C’est Oscar (le fils du couple exposé sur la quatrième) qui prend en charge la narration. Il écrit des séries télévisées, mais ça va, son boulot lui laisse un peu de temps libre : « J’ai déjeuné sur l’île Saint-Louis, rêvassé un moment sur un banc du marché aux fleurs, repris ma promenade avant de rentrer me faire beau en fin d’après-midi. » Sa copine Aurélie le sollicite pour collaborer à un long-métrage consacré à Harvey Weinstein : « Tu n’as pas ton pareil pour mettre de la tension dans une intrigue. » On veut bien discuter cet avis. Car le talent d’Oscar repose essentiellement sur deux techniques. La première consiste à claquer des mains à coup de phrases interrogatives pour maintenir le lecteur en éveil : « Ma mère parlerait-elle à mon père ? Mon père comprendrait-il qu’elle était atteinte, bientôt à terre ? » La seconde réside dans l’utilisation massive du présent. Oscar énonce tout ce qui arrive, en léger différé mais sans recul, et le récit progresse par scènes. C’est le style Go-Pro, avec l’objectif sanglé autour du nombril, parfois plus bas : « Ces quatre mains l’affolaient. Je me suis demandé si, pour elle, c’était une première fois. L’image de mon père m’est venue à l’esprit. Je l’ai chassée. Natalya était trempée. C’était à cela, et seulement à cela, que je devais penser. Ainsi qu’à des multiples de 7, pour ne pas venir trop vite. » On s’étonnerait pourtant qu’il dépasse 14 : absorbé par sa narration, le garçon supporte mal de nouvelles charges cognitives. Pour preuve, alors que le lecteur a intégré depuis cent pages que Talya, la blonde glaciale (« Comment contrôler à ce point tout ce qu’elle éprouve ? ») qui se promène avec « un matériel informatique improbable », travaille pour les services secrets russes, Oscar, lui, s’interroge : « Pourquoi les militaires l’ont accompagnée ? Qui était son contact en Russie pour qu’elle parvienne à prendre un vol diplomatique ? » Mais quel con.

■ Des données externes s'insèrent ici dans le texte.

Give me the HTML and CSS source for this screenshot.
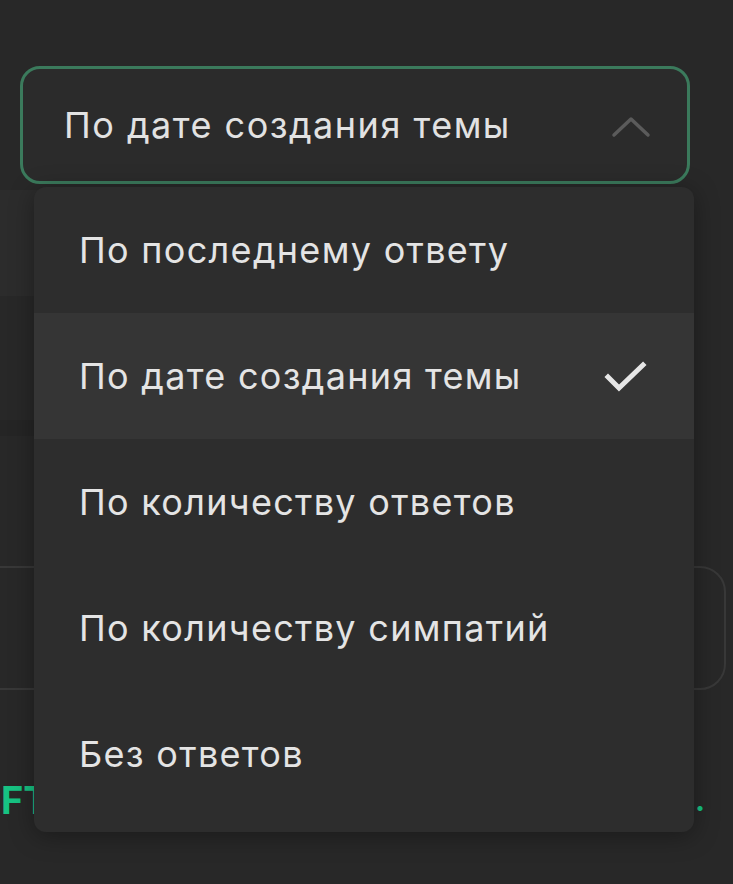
FILE: index.html
```html
<!DOCTYPE html>
<html lang="ru">
<head>
<meta charset="utf-8">
<link rel="stylesheet" href="styles.css">
</head>
<body>
<div class="page">
  <div class="select">
    <span class="select-label">По дате создания темы</span>
    <svg class="chevron" width="40" height="26" viewBox="0 0 40 26"><path d="M3 22 L20 6 L37 22" fill="none" stroke="#5b5b5b" stroke-width="3.5" stroke-linecap="round" stroke-linejoin="round"/></svg>
  </div>
  <div class="bg-content">
    <div class="bg-panel"></div>
    <div class="bg-sep"></div>
    <div class="bg-card"></div>
    <div class="bg-link"><span>FT</span><span class="dot">.</span></div>
  </div>
  <ul class="menu">
    <li class="item">По последнему ответу</li>
    <li class="item selected">По дате создания темы
      <svg class="check" width="44" height="34" viewBox="0 0 44 34"><path d="M4 17 L15 28 L39 5" fill="none" stroke="#e6e6e6" stroke-width="5" stroke-linecap="square" stroke-linejoin="miter"/></svg>
    </li>
    <li class="item">По количеству ответов</li>
    <li class="item">По количеству симпатий</li>
    <li class="item">Без ответов</li>
  </ul>
</div>
</body>
</html>
```
FILE: styles.css
```css
* { box-sizing: border-box; }
html, body { margin: 0; padding: 0; }
body {
  background: #282828;
  font-family: Inter, "Noto Sans", sans-serif;
  color: #e4e4e4;
  width: 733px;
  height: 884px;
  overflow: hidden;
}
.page {
  position: relative;
  padding-top: 66px;
  height: 884px;
}
.select {
  margin-left: 20px;
  width: 670px;
  height: 118px;
  border: 3px solid #3b7a5c;
  border-radius: 20px;
  background: #2b2b2b;
  display: flex;
  align-items: center;
  justify-content: space-between;
  padding: 0 36px 0 41px;
}
.select-label {
  font-size: 36px;
  letter-spacing: 1.5px;
  color: #e2e2e2;
}
.chevron { margin-top: 2px; }
.bg-content {
  display: flex;
  flex-direction: column;
}
.bg-panel {
  margin-top: 6px;
  height: 106px;
  width: 690px;
  background: #2c2c2c;
}
.bg-sep {
  margin-top: 124px;
  height: 16px;
  width: 690px;
  background: #252525;
}
.bg-card {
  margin-top: 130px;
  margin-left: -30px;
  width: 756px;
  height: 124px;
  border: 2px solid #383838;
  border-radius: 26px;
}
.bg-link {
  margin-top: 90px;
  display: flex;
  justify-content: space-between;
  padding: 0 28px 0 1px;
  color: #17c383;
  font-weight: 700;
  font-size: 38px;
  line-height: 40px;
}
.dot { font-size: 30px; }
.menu {
  position: absolute;
  top: 187px;
  left: 34px;
  width: 660px;
  margin: 0;
  padding: 0 0 15px;
  list-style: none;
  background: #2d2d2d;
  border-radius: 12px;
  box-shadow: 0 4px 24px rgba(0,0,0,0.35);
  overflow: hidden;
}
.item {
  height: 126px;
  display: flex;
  align-items: center;
  justify-content: space-between;
  padding: 0 46px 0 45px;
  font-size: 36px;
  letter-spacing: 1.3px;
  color: #e4e4e4;
}
.item.selected { background: #353535; }
.check { margin-top: 2px; }
```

À sa décharge, il est fatigué. Il partageait sa vie avec Esther, une performeuse : « Elle détournait l’image maternelle, faisait ruisseler du lait sur ses petits seins tout en dévoilant son entrejambe. » Désormais, il préfère l’oublier : « J’avais fait recouvrir d’un motif maori le tatouage de son prénom sur mon pubis. » D’autant qu’avec elle, il a « sombré dans la came » et c’est sa mère qui l’a sauvé. Ensemble, ils sont partis en Grèce, dans une maison isolée : « Il y a eu des moments très durs. Il y a eu des moments magiques. En un mois, nous avons réussi à boucler notre série sur les migrants. » Heureusement, comme dans le genre du roman d’apprentissage, on sent Oscar mûrir au fil de ses aventures : « J’avais abandonné mes a priori sur Courchevel. Les gens étaient exceptionnellement gentils et l’hôtel très confortable. » À la fin, il est même traversé d’intuitions métaphysiques assez pénétrantes : « Nous nous voulons multiples pour ne pas voir que chaque vie est une étincelle dans la nuit infinie du cosmos. »
C’est la troisième œuvre d’Adélaïde de Clermont-Tonnerre, et les précédentes furent plusieurs fois primées. Depuis 2014, elle dirige le magazine Point de vue. Tout s’éclaire. Le roman apparaît comme une déclinaison scénarisée de l’hebdomadaire. Où l’on retrouve les mêmes rubriques (gastronomie, évasion, décoration). Jusqu’aux publicités : « Nous arrosions nos plats de Tio Pepe, l’un des péchés mignons de ma mère qui aime les vins secs à forte personnalité. »
Pour caractériser ses personnages ou qualifier l’univers bienheureux dans lequel ils s’ébattent, la romancière emploie à plusieurs reprises l’adjectif « farfelu ». Avant de fermer les valises, on en vérifie l’étymologie : « de l’ancien français fafellue (sottise) lequel vient par le latin fanfaluca du grec phompholux (bulle d’air). »


Pierre Mondot

L’idiot Par Pierre Mondot
Le Matricule des Anges n°226 , septembre 2021.